In “Handwriting the Constitution,” Fredonia students enrolled in two courses, American Constitutional Law and Civil Rights and Liberties, will produce posters explaining and illustrating each of the modalities of interpretation. Their posters, which will show how modalities have been used in the past and why they are crucial to understanding the Constitution today, will be on display Sunday, Sept. 17 through Wednesday, Sept. 20, in the Reed Library Common Space.

Supplies and space will be provided in the library’s Common Space on Sunday, Sept. 17 (Constitution Day) and Monday, Sept. 18, to create copies of the Constitution. These may be put on display.
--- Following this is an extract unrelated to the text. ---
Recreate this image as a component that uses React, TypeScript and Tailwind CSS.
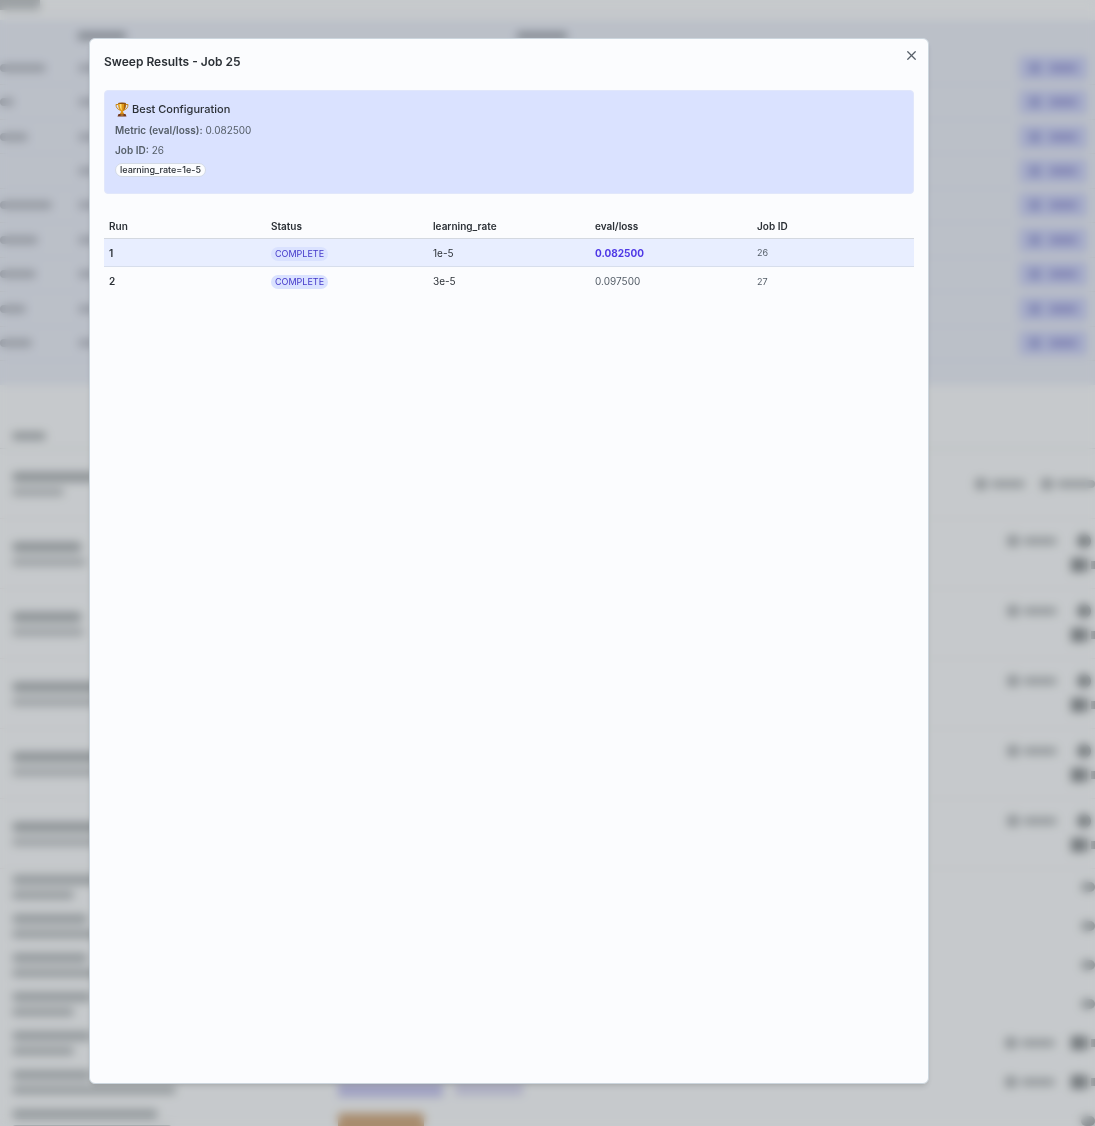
import { X } from "lucide-react";

const jobs = [46, 14, 28, 0, 52, 38, 36, 26, 32];

const models = [
  { title: 84, detail: 52, actions: "wide" },
  { title: 70, detail: 74, actions: "double" },
  { title: 70, detail: 72, actions: "double" },
  { title: 90, detail: 90, actions: "double" },
  { title: 90, detail: 90, actions: "double" },
  { title: 90, detail: 90, actions: "double" },
];

const datasets = [
  { title: 90, detail: 62, actions: "single", tags: "" },
  { title: 76, detail: 90, actions: "single", tags: "" },
  { title: 76, detail: 90, actions: "single", tags: "" },
  { title: 80, detail: 62, actions: "single", tags: "" },
  { title: 80, detail: 62, actions: "pair", tags: "" },
  { title: 80, detail: 164, actions: "pair", tags: "indigo" },
  { title: 146, detail: 160, actions: "single", tags: "orange" },
];

const runs = [
  { run: 1, status: "COMPLETE", rate: "1e-5", loss: "0.082500", job: 26, best: true },
  { run: 2, status: "COMPLETE", rate: "3e-5", loss: "0.097500", job: 27, best: false },
];

function Bar({ width, className }: { width: number; className: string }) {
  return <div className={`shrink-0 ${className}`} style={{ width }} />;
}

function Action({ width }: { width: number }) {
  return (
    <div className="flex items-center gap-1">
      <div className="size-3 rounded-sm bg-[#b6bcc0]" />
      <Bar width={width} className="h-2 rounded-full bg-[#bbc1c5]" />
    </div>
  );
}

function Actions({ kind }: { kind: string }) {
  if (kind === "wide") {
    return (
      <div className="flex gap-4">
        <Action width={34} />
        <Action width={38} />
      </div>
    );
  }
  if (kind === "double") {
    return (
      <div className="flex flex-col items-end gap-2.5 pb-0.5">
        <div className="flex items-center gap-5 pr-1">
          <Action width={34} />
          <div className="size-3.5 rounded-full bg-[#8f969a]" />
        </div>
        <div className="flex items-center gap-1">
          <div className="h-3.5 w-4 bg-[#8f969a]" />
          <div className="h-2 w-1 bg-[#a4aaae]" />
        </div>
      </div>
    );
  }
  if (kind === "pair") {
    return (
      <div className="flex items-center gap-4">
        <Action width={34} />
        <div className="flex items-center gap-1">
          <div className="h-3.5 w-4 bg-[#8f969a]" />
          <div className="h-2 w-1 bg-[#a4aaae]" />
        </div>
      </div>
    );
  }
  return <div className="h-2.5 w-3.5 rounded-full bg-[#adb4b8]" />;
}

function Background() {
  return (
    <div aria-hidden="true" className="absolute inset-0 overflow-hidden bg-[#f8fcff]">
      <div className="h-5">
        <Bar width={40} className="h-2.5 bg-[#c4cace]" />
      </div>
      <div className="bg-[#eaf0fb] pb-6">
        <div className="flex h-[31px] items-center">
          <div className="w-[78px]" />
          <div className="w-[439px]">
            <Bar width={48} className="h-2 bg-[#a2a9b3]" />
          </div>
          <Bar width={50} className="h-2 bg-[#a2a9b3]" />
        </div>
        <div className="flex h-[310px] flex-col">
          {jobs.map((name, i) => (
            <div key={i} className="flex flex-1 items-center border-b border-[#e2e7eb]">
              <div className="w-[78px]">
                <Bar width={name} className="h-2 rounded-full bg-[#b8bec8]" />
              </div>
              <div className="flex-1">
                <Bar width={60} className="h-2 rounded-full bg-[#bcc2ce]" />
              </div>
              <div className="mr-2 flex h-6 w-[68px] items-center gap-2 rounded bg-[#ced6fb] px-2.5">
                <div className="size-3 rounded-full bg-[#a3aae2]" />
                <div className="h-2 flex-1 rounded-full bg-[#a4a8e3]" />
              </div>
            </div>
          ))}
        </div>
      </div>
      <div className="flex h-16 items-end border-b border-[#e2e8eb] px-3 pb-2">
        <Bar width={34} className="h-2 rounded-full bg-[#b0b7bb]" />
      </div>
      {models.map((model, i) => (
        <div
          key={i}
          className="flex h-[70px] items-center justify-between border-b border-[#f0f2f5] pl-3"
        >
          <div className="flex flex-col gap-1.5">
            <Bar width={model.title} className="h-2.5 rounded-full bg-[#b0b7bb]" />
            <Bar width={model.detail} className="h-2 rounded-full bg-[#c2c8cc]" />
          </div>
          <Actions kind={model.actions} />
        </div>
      ))}
      {datasets.map((data, i) => (
        <div key={i} className="flex h-[39px] items-center pb-1 pl-3">
          <div className="flex w-[326px] flex-col gap-1.5">
            <Bar width={data.title} className="h-2.5 rounded-full bg-[#bac1c5]" />
            <Bar width={data.detail} className="h-2 rounded-full bg-[#b8bfc3]" />
          </div>
          <div className="flex-1">
            {data.tags === "indigo" && (
              <div className="flex gap-3 pt-4">
                <Bar width={105} className="h-3.5 bg-[#c7c9f3]" />
                <Bar width={68} className="h-3 bg-[#d8d9f4]" />
              </div>
            )}
            {data.tags === "orange" && (
              <Bar width={86} className="h-4 rounded bg-[#d3b08a]" />
            )}
          </div>
          <Actions kind={data.actions} />
        </div>
      ))}
    </div>
  );
}

function Trophy() {
  return (
    <svg viewBox="0 0 28 30" className="h-[15px] w-3.5" aria-hidden="true">
      <path
        d="M7 5H2c0 6 3 10 8 11M21 5h5c0 6-3 10-8 11"
        fill="none"
        stroke="#c98a1e"
        strokeWidth="2"
      />
      <path d="M6 2h16c0 9-2 14-6 17v4h-4v-4C8 16 6 11 6 2z" fill="#e09a1a" />
      <path d="M9 3h4c0 7 0 11 1 14-3-2-5-7-5-14z" fill="#ffe078" />
      <path d="M18 3h4c0 8-2 12-6 15 2-4 2-9 2-15z" fill="#a8620d" />
      <ellipse cx="14" cy="2.5" rx="8" ry="1.5" fill="#8c5010" />
      <path d="M11 21h6l2 4H9z" fill="#d58a17" />
      <path d="M7 24h14l2 5H5z" fill="#71371d" />
      <path d="M11 25h6v2h-6z" fill="#e0a332" />
    </svg>
  );
}

export default function App() {
  return (
    <div className="relative min-h-screen overflow-hidden font-['Inter',sans-serif] text-[#2b3036]">
      <Background />
      <div className="relative flex min-h-screen bg-black/20 pt-[38px] pr-[166px] pb-[42px] pl-[89px] backdrop-blur-[5px]">
        <div
          role="dialog"
          aria-labelledby="sweep-title"
          className="relative flex-1 rounded-md border border-[#ccd6de] bg-[#fbfcfe] px-3.5 shadow-md"
        >
          <button
            type="button"
            aria-label="Close"
            className="absolute top-2 right-[9px] flex size-4 items-center justify-center text-[#555e68]"
          >
            <X size={15} strokeWidth={2} />
          </button>
          <h2 id="sweep-title" className="pt-[13px] text-[12px] leading-5 font-semibold">
            Sweep Results - Job 25
          </h2>

          <section className="mt-[18px] rounded border border-[#e1e7fb] bg-[#dae2ff] px-2.5 pt-2.5 pb-4">
            <h3 className="flex items-center gap-[3px] text-[11px] leading-4 font-medium">
              <Trophy />
              Best Configuration
            </h3>
            <p className="mt-[5px] text-[10px] leading-4 text-[#555e68]">
              <strong className="font-semibold">Metric (eval/loss):</strong> 0.082500
            </p>
            <p className="mt-1 text-[10px] leading-4 text-[#555e68]">
              <strong className="font-semibold">Job ID:</strong> 26
            </p>
            <div className="mt-[5px] flex">
              <span className="rounded-full border border-[#d3dae6] bg-[#fbfcfe] px-1 text-[9px] leading-3 font-medium">
                learning_rate=1e-5
              </span>
            </div>
          </section>

          <table className="mt-5 w-full table-fixed text-left text-[10px]">
            <thead>
              <tr className="h-6 border-b border-[#d3d8e0]">
                <th className="px-[5px] pt-px font-semibold">Run</th>
                <th className="px-[5px] pt-px font-semibold">Status</th>
                <th className="px-[5px] pt-px font-semibold">learning_rate</th>
                <th className="px-[5px] pt-px font-semibold">eval/loss</th>
                <th className="px-[5px] pt-px font-semibold">Job ID</th>
              </tr>
            </thead>
            <tbody>
              {runs.map((row) => (
                <tr
                  key={row.run}
                  className={row.best ? "h-7 border-b border-[#d7deec] bg-[#e8eeff]" : "h-7"}
                >
                  <td className="px-[5px] pt-0.5 font-semibold">{row.run}</td>
                  <td className="px-[5px] pt-0.5">
                    <span className="inline-block rounded-full bg-[#dae2ff] px-1 text-[9px] leading-[14px] text-[#4338ca]">
                      {row.status}
                    </span>
                  </td>
                  <td className="px-[5px] pt-0.5">{row.rate}</td>
                  <td
                    className={
                      row.best
                        ? "px-[5px] pt-0.5 font-bold text-[#4f39e6]"
                        : "px-[5px] pt-0.5 text-[#555e68]"
                    }
                  >
                    {row.loss}
                  </td>
                  <td className="px-[5px] pt-0.5 text-[9px] text-[#555e68]">{row.job}</td>
                </tr>
              ))}
            </tbody>
          </table>
        </div>
      </div>
    </div>
  );
}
Opportunities for students, faculty and community members to participate, explore and exchange views related to the topic “What does the Constitution Mean to Me” will be conducted on three consecutive days in the library’s common space. The first session, Monday, Sept. 18, noon to 12:50 p.m., will be moderated by Dr. David Kaplin of the Department of English; the second, Tuesday, Sept. 19, 5-6 p.m., will be moderated by Drs. Junaid Zubairi of the Department of Computer and Information Sciences, Bruce Simon of the Department of English and Jonathan Chausovsky of the Department of Politics and International Affairs; the third, on Wednesday, Sept. 20, 4 to 5 p.m., will be led by Dr. Ellen Litwicki of the Department of History. The sessions will also be in the Reed Library Common Space.

All Constitution Day events are free and open to the public.

Complementing Fredonia’s Constitution Day events will be the upcoming talk, “Calling a Constitutional Convention in New York: The Process and the Issues,” to be given by Canisius College Professor Emeritus Peter Galie on Tuesday, Oct. 3, 3:30 to 4:50 p.m., in the library garden area.

Dr. Galie is the co-editor of “New York’s Broken Constitution: The Governance Crisis and the Path to Renewed Greatness,” as well as the author or co-editor of three books and numerous articles that examine state constitutional law. He was retained by the Attorney General of New York to present a report to accompany the Attorney General’s appeal in Hayden v. Pataki, “The Felony Disenfranchisement Clause of the New York Constitution 1821-1938: Background, Chronology, Origin and Purpose.” Galie is currently a member of a task force on the Judiciary Article of the State Constitution formed by Chief Judge of the Court of Appeals Janet DiFiore.

Galie’s talk, part of Fredonia’s Democracy 101 Series, is free and open to the public.